**THE PROBLEM**
Select every line containing the word "React" from the material, and copy those lines.
:::::
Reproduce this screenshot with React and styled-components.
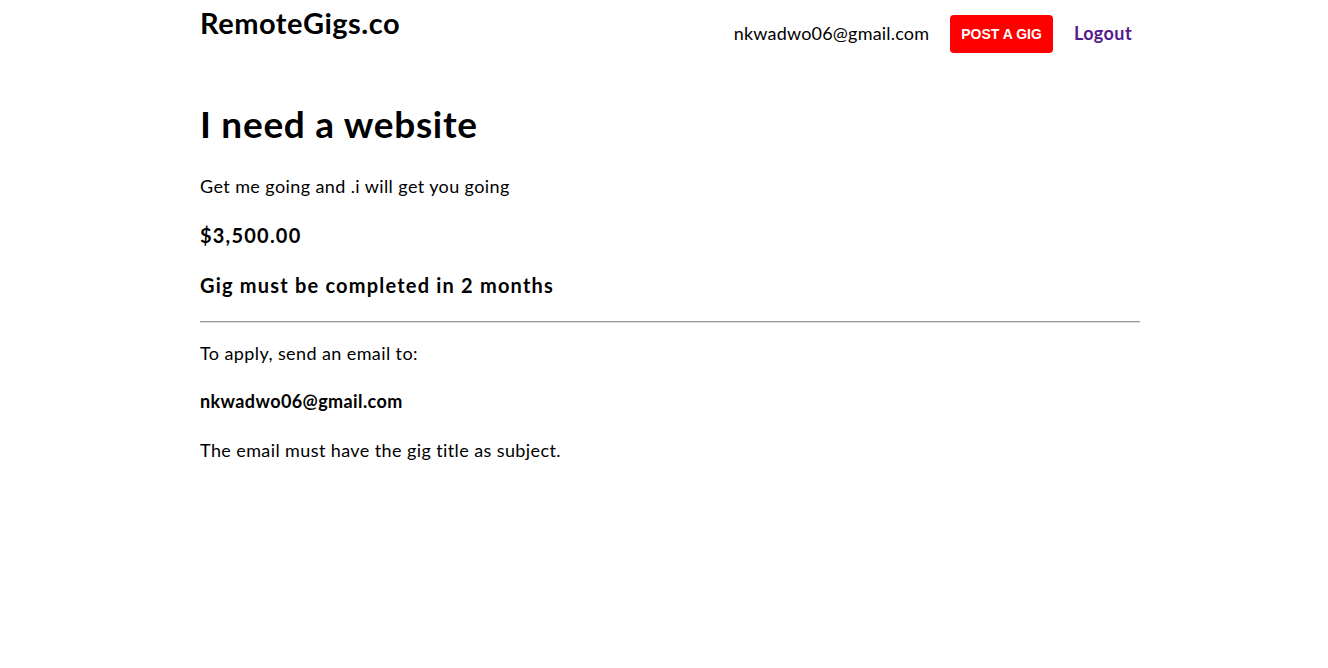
import React from 'react';
import styled, { createGlobalStyle } from 'styled-components';

const GlobalStyle = createGlobalStyle`
  body {
    margin: 0;
    background: #fff;
    color: #000;
    font-family: Lato, "Open Sans", sans-serif;
  }
`;

const Page = styled.div`
  max-width: 940px;
  margin: 0 auto;
  padding-left: 12px;
`;

const Header = styled.header`
  display: flex;
  align-items: flex-start;
  justify-content: space-between;
  height: 56px;
`;

const Logo = styled.div`
  font-size: 29px;
  font-weight: 700;
  letter-spacing: 0.5px;
  margin-top: 5px;
`;

const Nav = styled.nav`
  display: flex;
  align-items: center;
  margin-top: 15px;
`;

const UserEmail = styled.span`
  font-size: 18px;
  letter-spacing: 0.2px;
  margin-right: 21px;
  margin-top: -3px;
`;

const PostButton = styled.a`
  display: inline-flex;
  align-items: center;
  height: 38px;
  padding: 0 11px;
  background: #ff0000;
  color: #fff;
  border-radius: 4px;
  font-family: "Liberation Sans", Arial, sans-serif;
  font-weight: 700;
  font-size: 14px;
  text-decoration: none;
`;

const NavLink = styled.a`
  color: #551a8b;
  font-size: 18px;
  font-weight: 700;
  letter-spacing: 0.4px;
  text-decoration: none;
  padding: 0 8px 0 21px;
  margin-top: -3px;
`;

const Title = styled.h1`
  font-size: 37px;
  font-weight: 700;
  letter-spacing: 0.7px;
  margin: 46px 0 0;
  line-height: 1.2;
`;

const Text = styled.p`
  font-size: 18px;
  margin: ${p => p.$top || 0}px 0 0;
  line-height: 1.3;
  letter-spacing: 0.4px;
  font-weight: ${p => (p.$bold ? 700 : 400)};
`;

const Heading = styled.h3`
  font-size: 20px;
  font-weight: 700;
  letter-spacing: 1.2px;
  margin: ${p => p.$top}px 0 0;
  line-height: 1.3;
`;

const Rule = styled.hr`
  margin: 23px 0 0;
  border: none;
  border-top: 1px solid #999;
  border-bottom: 1px solid #ddd;
`;

export default function App() {
  return (
    <Page>
      <GlobalStyle />
      <Header>
        <Logo>RemoteGigs.co</Logo>
        <Nav>
          <UserEmail>nkwadwo06@gmail.com</UserEmail>
          <PostButton href="#">POST A GIG</PostButton>
          <NavLink href="#">Logout</NavLink>
        </Nav>
      </Header>
      <Title>I need a website</Title>
      <Text $top={29}>Get me going and .i will get you going</Text>
      <Heading $top={23}>$3,500.00</Heading>
      <Heading $top={24}>Gig must be completed in 2 months</Heading>
      <Rule />
      <Text $top={19}>To apply, send an email to:</Text>
      <Text $top={25} $bold>nkwadwo06@gmail.com</Text>
      <Text $top={25}>The email must have the gig title as subject.</Text>
    </Page>
  );
}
:::::
**ANSWER FOR THE TASK**
Reproduce this screenshot with React and styled-components.
import React from 'react';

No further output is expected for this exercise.